• [MATERIAL FOR THE TASK]:
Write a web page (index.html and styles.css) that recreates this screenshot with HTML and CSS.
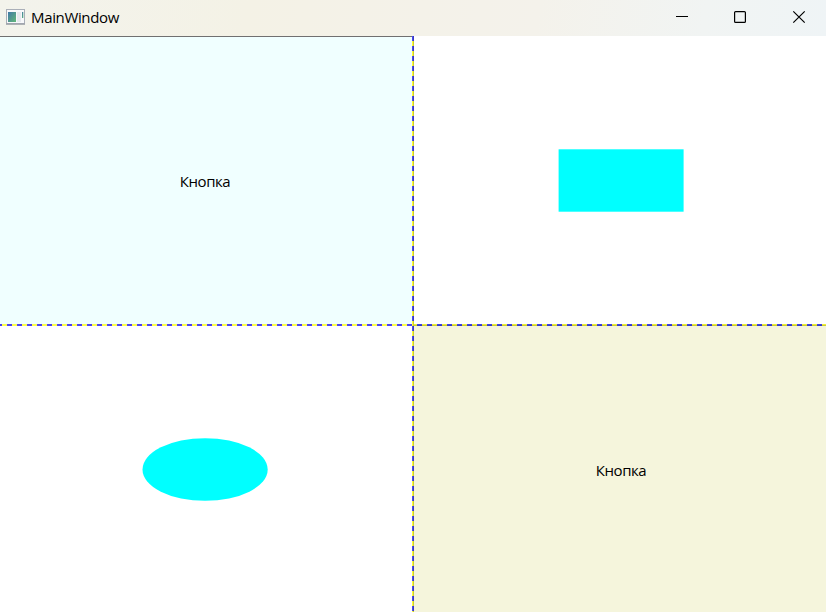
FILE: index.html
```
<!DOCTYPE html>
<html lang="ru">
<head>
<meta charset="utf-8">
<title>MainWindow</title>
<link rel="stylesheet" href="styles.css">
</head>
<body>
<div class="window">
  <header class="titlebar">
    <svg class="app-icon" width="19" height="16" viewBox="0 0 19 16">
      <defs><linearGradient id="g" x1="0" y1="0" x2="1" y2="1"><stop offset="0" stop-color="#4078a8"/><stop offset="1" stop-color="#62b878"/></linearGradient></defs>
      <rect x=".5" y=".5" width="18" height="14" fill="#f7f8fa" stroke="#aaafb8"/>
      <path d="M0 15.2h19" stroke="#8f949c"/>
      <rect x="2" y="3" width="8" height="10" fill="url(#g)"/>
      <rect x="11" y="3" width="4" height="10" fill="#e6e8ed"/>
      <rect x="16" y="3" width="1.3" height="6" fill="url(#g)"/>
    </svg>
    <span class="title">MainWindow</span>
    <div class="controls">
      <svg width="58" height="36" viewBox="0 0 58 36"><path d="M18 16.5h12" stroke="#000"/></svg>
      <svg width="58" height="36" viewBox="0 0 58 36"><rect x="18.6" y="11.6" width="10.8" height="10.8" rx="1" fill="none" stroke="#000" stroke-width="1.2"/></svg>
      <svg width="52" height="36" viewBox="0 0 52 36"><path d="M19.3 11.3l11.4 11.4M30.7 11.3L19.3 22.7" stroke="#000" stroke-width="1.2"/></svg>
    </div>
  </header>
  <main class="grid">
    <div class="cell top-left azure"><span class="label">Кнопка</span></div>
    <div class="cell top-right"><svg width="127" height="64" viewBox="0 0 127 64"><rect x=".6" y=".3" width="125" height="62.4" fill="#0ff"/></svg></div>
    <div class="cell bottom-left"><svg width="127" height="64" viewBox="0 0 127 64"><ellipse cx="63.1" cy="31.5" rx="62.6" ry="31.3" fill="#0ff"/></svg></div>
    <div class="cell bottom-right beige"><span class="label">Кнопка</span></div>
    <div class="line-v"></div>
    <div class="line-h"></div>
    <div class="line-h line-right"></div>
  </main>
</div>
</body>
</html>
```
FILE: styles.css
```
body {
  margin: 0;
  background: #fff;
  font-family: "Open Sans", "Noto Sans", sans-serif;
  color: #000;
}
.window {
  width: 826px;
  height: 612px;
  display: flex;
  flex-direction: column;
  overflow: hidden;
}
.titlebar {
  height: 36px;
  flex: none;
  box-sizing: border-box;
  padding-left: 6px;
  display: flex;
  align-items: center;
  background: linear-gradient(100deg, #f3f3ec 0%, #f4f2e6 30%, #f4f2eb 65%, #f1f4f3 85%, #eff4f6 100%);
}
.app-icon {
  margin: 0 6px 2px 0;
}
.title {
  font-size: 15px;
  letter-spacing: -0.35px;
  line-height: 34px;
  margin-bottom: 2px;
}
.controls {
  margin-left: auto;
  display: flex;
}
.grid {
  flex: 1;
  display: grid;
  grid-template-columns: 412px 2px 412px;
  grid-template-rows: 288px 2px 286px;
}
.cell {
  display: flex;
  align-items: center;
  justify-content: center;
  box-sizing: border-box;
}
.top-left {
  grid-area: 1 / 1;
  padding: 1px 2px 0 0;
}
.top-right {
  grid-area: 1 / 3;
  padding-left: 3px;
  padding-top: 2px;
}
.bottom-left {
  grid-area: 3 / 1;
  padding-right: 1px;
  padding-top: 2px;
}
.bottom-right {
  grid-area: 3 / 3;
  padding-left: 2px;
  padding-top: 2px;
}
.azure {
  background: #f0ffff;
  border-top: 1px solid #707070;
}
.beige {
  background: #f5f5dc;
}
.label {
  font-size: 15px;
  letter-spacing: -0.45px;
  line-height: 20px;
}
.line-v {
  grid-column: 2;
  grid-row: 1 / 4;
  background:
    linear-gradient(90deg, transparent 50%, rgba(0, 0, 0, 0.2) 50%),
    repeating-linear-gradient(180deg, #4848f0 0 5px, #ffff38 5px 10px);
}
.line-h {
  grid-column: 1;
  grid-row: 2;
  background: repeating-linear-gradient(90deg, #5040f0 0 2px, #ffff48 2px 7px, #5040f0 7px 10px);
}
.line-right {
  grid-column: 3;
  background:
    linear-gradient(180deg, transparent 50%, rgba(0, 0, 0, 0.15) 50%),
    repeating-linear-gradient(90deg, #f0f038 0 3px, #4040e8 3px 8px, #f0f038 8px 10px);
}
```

* * *

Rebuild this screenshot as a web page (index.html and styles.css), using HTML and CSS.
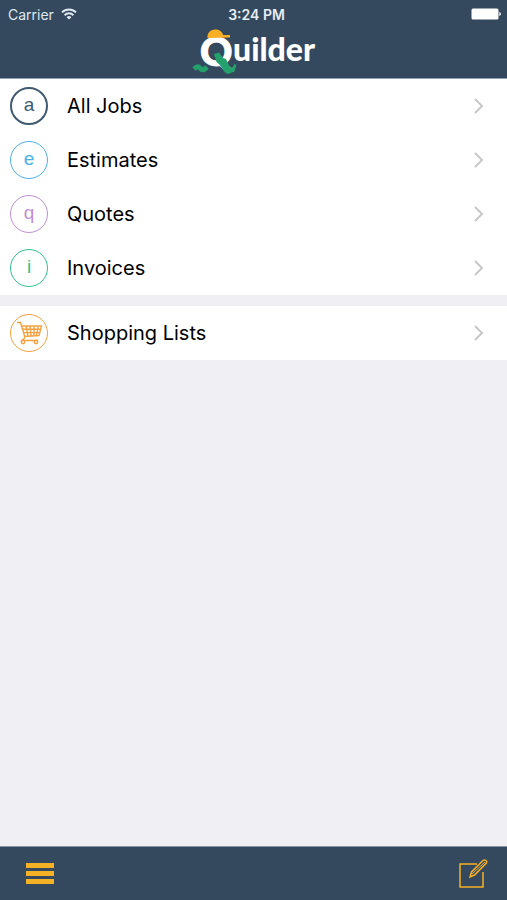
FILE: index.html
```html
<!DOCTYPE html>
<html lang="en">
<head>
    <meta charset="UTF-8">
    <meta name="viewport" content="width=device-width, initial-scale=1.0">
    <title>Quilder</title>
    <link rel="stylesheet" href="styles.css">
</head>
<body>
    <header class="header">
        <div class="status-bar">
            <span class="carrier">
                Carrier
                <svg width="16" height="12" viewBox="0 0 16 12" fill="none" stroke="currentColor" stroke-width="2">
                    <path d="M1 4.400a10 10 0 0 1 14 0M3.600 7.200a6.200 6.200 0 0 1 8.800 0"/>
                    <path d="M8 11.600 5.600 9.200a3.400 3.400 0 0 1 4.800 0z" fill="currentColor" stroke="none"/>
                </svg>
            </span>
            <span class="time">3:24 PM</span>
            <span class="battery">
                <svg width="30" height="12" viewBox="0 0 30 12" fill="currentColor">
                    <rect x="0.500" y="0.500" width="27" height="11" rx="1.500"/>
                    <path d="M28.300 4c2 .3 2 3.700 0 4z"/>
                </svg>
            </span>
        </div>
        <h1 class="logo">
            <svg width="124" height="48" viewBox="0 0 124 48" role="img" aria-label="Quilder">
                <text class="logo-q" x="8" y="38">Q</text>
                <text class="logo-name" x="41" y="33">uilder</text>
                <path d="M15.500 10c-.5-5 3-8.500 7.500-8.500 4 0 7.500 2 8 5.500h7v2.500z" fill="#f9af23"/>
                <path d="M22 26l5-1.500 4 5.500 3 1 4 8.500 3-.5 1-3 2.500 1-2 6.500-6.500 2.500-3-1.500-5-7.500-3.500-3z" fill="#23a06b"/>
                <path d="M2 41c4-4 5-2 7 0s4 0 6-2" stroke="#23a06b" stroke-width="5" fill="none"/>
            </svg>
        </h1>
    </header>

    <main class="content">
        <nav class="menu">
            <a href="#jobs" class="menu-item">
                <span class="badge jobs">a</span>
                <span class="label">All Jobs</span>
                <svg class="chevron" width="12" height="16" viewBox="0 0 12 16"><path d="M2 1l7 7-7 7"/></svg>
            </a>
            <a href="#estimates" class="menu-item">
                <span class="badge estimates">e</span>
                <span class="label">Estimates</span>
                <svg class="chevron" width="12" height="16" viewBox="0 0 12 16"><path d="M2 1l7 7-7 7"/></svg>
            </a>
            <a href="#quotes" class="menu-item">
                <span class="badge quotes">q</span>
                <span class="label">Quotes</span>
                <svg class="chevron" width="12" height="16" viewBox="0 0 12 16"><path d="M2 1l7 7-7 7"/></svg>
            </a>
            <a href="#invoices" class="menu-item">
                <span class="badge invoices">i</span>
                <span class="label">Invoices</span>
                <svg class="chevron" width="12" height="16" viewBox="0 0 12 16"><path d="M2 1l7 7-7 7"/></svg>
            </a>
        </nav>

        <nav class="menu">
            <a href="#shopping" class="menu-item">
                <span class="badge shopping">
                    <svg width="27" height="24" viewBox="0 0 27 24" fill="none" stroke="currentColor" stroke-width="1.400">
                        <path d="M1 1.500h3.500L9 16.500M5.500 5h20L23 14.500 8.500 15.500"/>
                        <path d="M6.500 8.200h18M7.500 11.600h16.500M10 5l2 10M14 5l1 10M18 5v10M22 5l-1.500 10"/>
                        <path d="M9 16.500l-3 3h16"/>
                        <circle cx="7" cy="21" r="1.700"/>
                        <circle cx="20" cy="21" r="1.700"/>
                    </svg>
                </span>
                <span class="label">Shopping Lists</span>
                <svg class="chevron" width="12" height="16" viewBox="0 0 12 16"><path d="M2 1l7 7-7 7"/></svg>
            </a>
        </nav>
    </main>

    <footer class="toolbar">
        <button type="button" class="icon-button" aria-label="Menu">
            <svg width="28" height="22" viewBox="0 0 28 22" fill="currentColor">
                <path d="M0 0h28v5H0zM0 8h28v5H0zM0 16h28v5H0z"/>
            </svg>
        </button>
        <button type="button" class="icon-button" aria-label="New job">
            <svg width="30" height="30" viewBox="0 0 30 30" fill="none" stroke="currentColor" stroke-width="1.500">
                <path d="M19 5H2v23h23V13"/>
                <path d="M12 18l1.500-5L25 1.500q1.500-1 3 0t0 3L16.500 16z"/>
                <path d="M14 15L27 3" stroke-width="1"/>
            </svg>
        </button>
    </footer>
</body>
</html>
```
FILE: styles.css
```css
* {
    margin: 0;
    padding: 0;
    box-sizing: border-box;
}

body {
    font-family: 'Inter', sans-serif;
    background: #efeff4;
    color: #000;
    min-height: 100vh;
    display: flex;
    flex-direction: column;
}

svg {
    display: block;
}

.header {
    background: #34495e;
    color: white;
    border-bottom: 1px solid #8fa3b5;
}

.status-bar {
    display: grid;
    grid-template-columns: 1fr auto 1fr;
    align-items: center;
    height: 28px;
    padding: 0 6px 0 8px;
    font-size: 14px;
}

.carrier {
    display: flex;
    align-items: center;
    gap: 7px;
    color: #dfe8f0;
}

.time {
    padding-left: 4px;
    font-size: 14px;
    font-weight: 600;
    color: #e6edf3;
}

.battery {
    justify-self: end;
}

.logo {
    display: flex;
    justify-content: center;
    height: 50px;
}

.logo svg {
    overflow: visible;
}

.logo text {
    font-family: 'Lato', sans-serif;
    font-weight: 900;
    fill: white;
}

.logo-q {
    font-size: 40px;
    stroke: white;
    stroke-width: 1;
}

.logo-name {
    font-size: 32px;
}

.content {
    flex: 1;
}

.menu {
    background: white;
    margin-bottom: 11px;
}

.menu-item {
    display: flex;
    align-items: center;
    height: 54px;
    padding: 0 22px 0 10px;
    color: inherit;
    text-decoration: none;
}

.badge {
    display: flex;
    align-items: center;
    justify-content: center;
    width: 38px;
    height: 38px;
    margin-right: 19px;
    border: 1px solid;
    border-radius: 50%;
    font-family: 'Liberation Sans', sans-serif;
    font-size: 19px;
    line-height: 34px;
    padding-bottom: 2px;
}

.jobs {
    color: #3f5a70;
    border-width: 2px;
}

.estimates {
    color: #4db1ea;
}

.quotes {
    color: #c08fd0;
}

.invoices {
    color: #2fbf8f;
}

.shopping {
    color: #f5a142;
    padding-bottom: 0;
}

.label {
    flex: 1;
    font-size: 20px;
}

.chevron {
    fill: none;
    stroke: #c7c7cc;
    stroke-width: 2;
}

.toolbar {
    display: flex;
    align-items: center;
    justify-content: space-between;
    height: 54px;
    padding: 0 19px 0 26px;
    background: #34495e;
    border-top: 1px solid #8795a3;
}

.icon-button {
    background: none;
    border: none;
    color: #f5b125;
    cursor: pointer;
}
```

• [REQUIRED TASK]: Filter lines by "styles" and return each hit.

• [OUTPUT OF THE EXERCISE]:
Write a web page (index.html and styles.css) that recreates this screenshot with HTML and CSS.
<link rel="stylesheet" href="styles.css">
FILE: styles.css
Rebuild this screenshot as a web page (index.html and styles.css), using HTML and CSS.
    <link rel="stylesheet" href="styles.css">
FILE: styles.css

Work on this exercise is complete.